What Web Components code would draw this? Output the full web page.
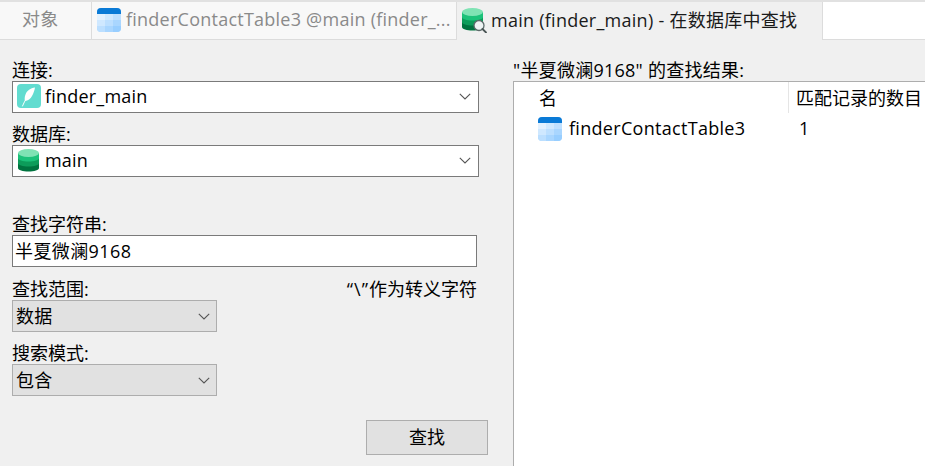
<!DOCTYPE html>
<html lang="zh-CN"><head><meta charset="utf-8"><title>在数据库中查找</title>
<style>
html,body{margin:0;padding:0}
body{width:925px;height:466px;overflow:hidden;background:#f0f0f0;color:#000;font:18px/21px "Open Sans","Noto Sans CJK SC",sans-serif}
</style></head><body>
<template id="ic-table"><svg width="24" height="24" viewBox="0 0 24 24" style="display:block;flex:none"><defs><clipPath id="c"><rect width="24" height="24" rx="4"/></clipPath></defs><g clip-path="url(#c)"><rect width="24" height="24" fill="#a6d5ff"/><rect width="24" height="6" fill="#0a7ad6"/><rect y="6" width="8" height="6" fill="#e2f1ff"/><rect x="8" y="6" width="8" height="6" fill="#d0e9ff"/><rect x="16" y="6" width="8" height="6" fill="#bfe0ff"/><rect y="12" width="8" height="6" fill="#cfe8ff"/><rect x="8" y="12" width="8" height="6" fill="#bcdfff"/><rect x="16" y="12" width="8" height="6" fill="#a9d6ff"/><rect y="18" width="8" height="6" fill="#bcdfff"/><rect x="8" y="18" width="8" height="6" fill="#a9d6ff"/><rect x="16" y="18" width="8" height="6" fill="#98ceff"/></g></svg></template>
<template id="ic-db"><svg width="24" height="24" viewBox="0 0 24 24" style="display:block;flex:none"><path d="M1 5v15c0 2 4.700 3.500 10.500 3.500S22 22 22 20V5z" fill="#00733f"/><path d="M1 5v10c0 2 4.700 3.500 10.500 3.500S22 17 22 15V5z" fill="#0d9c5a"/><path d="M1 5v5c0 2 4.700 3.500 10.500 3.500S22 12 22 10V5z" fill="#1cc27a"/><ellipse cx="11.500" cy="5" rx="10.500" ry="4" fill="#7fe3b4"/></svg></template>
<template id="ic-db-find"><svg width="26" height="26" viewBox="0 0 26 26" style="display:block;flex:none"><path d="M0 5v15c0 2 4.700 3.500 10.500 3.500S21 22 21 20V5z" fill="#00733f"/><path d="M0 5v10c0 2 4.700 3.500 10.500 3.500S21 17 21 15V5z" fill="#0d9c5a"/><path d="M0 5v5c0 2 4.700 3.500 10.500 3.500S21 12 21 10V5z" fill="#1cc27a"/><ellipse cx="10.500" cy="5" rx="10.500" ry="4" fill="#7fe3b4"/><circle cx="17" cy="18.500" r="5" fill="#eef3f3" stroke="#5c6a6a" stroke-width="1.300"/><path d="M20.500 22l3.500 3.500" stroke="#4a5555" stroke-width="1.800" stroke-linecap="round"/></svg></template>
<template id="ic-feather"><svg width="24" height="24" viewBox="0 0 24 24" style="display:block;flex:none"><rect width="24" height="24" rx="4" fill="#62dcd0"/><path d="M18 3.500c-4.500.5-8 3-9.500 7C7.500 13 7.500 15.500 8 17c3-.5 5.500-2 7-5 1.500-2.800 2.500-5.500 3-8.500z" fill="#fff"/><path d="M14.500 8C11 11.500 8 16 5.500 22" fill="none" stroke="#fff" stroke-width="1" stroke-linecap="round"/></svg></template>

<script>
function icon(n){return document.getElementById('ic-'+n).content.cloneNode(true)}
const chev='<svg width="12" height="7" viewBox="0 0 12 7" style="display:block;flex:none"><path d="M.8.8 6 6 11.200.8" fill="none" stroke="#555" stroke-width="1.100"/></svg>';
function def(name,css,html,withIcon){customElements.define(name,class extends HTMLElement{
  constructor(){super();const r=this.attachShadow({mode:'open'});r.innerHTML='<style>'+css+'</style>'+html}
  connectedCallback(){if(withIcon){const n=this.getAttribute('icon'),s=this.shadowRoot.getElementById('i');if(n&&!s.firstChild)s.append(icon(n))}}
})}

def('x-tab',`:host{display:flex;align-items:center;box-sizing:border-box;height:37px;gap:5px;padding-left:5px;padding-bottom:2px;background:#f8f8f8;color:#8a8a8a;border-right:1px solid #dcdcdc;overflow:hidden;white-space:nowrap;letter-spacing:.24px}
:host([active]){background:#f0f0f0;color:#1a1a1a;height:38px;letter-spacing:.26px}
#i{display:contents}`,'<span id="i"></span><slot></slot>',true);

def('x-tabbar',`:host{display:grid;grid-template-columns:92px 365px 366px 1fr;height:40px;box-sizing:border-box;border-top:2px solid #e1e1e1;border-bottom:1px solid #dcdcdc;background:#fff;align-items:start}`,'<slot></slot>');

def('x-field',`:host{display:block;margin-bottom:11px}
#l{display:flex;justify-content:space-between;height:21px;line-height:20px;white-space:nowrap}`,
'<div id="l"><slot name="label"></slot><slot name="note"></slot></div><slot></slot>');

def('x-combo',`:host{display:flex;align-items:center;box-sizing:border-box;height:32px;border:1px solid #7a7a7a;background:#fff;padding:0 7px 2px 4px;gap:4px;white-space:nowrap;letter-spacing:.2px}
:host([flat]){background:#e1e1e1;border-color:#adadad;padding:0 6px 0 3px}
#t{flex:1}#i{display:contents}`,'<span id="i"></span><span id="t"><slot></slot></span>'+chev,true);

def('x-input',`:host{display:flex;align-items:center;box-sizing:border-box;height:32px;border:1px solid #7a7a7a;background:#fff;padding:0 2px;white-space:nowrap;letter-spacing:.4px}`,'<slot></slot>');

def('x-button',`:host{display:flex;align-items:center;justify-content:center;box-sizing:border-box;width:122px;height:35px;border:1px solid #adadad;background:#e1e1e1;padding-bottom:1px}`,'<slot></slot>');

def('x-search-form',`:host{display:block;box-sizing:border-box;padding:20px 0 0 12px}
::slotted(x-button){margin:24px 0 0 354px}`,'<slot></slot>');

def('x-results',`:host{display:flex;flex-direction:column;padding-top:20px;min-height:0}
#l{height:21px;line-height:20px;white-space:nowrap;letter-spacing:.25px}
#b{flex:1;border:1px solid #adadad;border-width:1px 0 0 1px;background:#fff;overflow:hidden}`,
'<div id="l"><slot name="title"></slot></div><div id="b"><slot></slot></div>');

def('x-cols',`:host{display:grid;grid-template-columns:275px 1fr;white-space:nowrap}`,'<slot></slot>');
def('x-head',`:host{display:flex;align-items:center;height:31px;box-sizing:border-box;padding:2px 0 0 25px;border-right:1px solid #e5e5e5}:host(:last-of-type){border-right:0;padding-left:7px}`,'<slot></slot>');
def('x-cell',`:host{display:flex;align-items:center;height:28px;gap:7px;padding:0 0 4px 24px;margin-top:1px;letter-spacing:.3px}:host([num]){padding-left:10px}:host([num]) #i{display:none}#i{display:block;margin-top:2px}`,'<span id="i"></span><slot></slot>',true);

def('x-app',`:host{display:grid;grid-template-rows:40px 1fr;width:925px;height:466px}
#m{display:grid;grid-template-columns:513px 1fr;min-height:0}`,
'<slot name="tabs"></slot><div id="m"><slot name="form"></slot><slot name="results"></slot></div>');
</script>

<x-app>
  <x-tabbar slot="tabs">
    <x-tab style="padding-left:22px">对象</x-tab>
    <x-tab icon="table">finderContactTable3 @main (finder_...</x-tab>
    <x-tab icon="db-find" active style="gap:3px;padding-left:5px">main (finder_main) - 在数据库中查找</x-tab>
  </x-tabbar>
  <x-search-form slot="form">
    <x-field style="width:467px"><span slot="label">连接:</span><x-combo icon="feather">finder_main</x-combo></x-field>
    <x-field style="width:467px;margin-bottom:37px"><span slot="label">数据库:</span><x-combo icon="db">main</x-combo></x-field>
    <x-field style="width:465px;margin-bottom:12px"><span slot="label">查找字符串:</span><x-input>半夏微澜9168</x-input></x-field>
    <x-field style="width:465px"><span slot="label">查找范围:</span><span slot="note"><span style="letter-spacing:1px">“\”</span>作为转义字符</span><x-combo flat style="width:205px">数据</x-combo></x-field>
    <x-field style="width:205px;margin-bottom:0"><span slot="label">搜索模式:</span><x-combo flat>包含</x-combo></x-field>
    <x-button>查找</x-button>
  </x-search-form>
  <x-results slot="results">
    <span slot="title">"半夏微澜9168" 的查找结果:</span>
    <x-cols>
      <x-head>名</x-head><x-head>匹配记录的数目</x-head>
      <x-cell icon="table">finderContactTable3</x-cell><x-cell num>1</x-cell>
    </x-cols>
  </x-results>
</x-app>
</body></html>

= = =

Stated exercise
Copy every line above that includes the string "this".

The completed task
What Web Components code would draw this? Output the full web page.
  constructor(){super();const r=this.attachShadow({mode:'open'});r.innerHTML='<style>'+css+'</style>'+html}
  connectedCallback(){if(withIcon){const n=this.getAttribute('icon'),s=this.shadowRoot.getElementById('i');if(n&&!s.firstChild)s.append(icon(n))}}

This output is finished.